Dankbar für das Überleben
Der Vatikan stellte ihn von 2010 bis 2014 unter kommissarische Verwaltung und ordnete eine grundlegende Erneuerung an. Die Legionäre Christi distanzierten sich daraufhin in einem beispiellosen Vorgang von ihrem Gründer.
Die Legionäre würden den Jahrestag angesichts ihrer jüngsten Geschichte nicht mit "Raketen" und "Böllern" feiern, sagt Karl-Olaf Bergmann, der Sprecher der Ordensprovinz West- und Mitteleuropa. Einen zentralen Gottesdienst am römischen Hauptsitz des Ordens werde es nicht geben. Das Jubiläum werde stattdessen individuell in den einzelnen Ländern begangen. In Deutschland und Österreich seien Gottesdienste vorgesehen. Darin solle vor allem die Dankbarkeit darüber zum Ausdruck gebracht werden, dass die Ordensgemeinschaft die vergangenen Jahre mit Hilfe der beiden Päpste überstanden habe, erklärt Bergmann. Und Maciel? Der sei mittlerweile nur noch eine "historische Figur", so der Sprecher. Da habe es einen "Paradigmenwechsel" gegeben.
Das dürfte nicht in allen Ländern gleichermaßen selbstverständlich sein. Denn Maciel war in seinem Orden ein allgegenwärtiger Übervater. Seine Verehrung trug starke Züge des Personenkults, vor allem in seinem Heimatland Mexiko, aus dem mehr als die Hälfte aller Legionäre stammt. Das zeigte etwa die Anordnung des Ordens aus dem Jahr 2010, Geburtstag, Namenstag und Priesterweihe des Gründers künftig nicht mehr als Festtage zu begehen und von Wallfahrten zu dessen Grab abzusehen. Auch die alten Statuten des Ordens waren auf die Person des Gründers ausgerichtet und stark autoritär und streng hierarchisch.

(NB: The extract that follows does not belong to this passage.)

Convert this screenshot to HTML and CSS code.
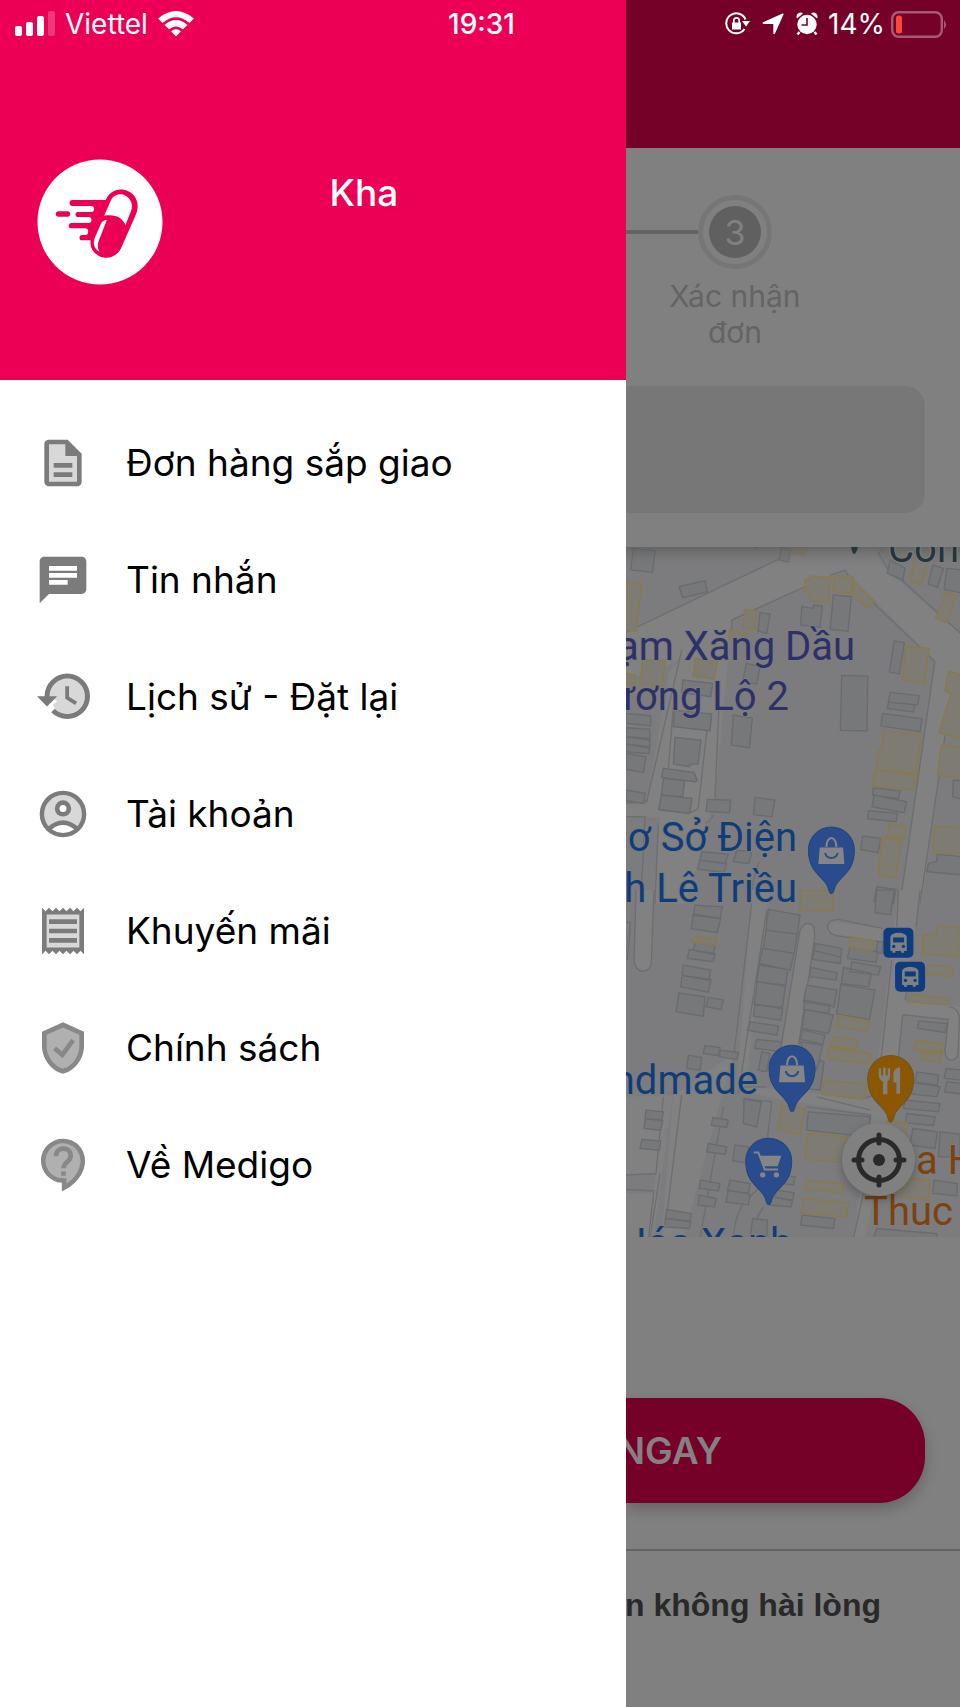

Der Generaldirektor der Legionäre, der Mexikaner Eduardo Robles Gil, machte in einem Brief an alle Mitglieder bereits im März Vorgaben, wie das Jubiläum zu begehen sei. Darin taucht der Name des Gründers kein einziges Mal auf, überhaupt wird jeder direkte Bezug auf den Gründungsakt vermieden.
Vorwürfe wegen Missbrauchs gab es schon länger
Vorwürfe wegen sexuellen Missbrauchs gegen Maciel gab es schon seit längerem. Doch gegen den Freund von Johannes Paul II., der über einen guten Draht zum damaligen Kardinalstaatsekretär Angelo Sodano verfügte, vermochte der damalige Präfekt der vatikanischen Glaubenskongregation, Kardinal Joseph Ratzinger, offenbar nicht viel zu unternehmen.
Die Enthüllungen über den Ordensgründer führten in den vergangenen Jahren zu einem Rückgang der Neueintritte, vor allem in den USA. Die Legionäre betonten jedoch, dass der "erwartete Abriss an Berufungen" nicht eingetreten sei. Das wertet Sprecher Bergmann angesichts der allgemein rückläufigen Zahlen der Ordenseintritte als "sehr beachtlich". Nach aktuellen eigenen Angaben (März 2015) zählen die Legionäre Christi 944 Priester in 22 Ländern; hinzu kommen 781 Novizen und 734 Aspiranten.
Der Vatikan und die beiden Päpste Benedikt XVI. und Franziskus haben stets deutlich gemacht, dass sie den Orden ungeachtet des unmoralischen Lebenswandels seines Gründers, schätzen. Am anschaulichsten formulierte dies wohl Benedikt XVI. in einem 2010 veröffentlichten Interview-Buch mit dem Journalisten Peter Seewald. Viele seien "von einer falschen Gewalt letztlich doch zum Richtigen geführt worden". Das sei "das Merkwürdige, der Widerspruch, dass sozusagen ein falscher Prophet doch eine positive Wirkung haben kann".
Papst Franziskus gewährte den Legionären zum 75-jährigen Bestehen einen Ablass. So ganz sich selbst überlassen mochte er die Ordensgemeinschaft nach Abschluss ihres Reformprozesses jedoch noch nicht. Im Juli 2014 ernannte im einen päpstlichen Berater für die Legionäre.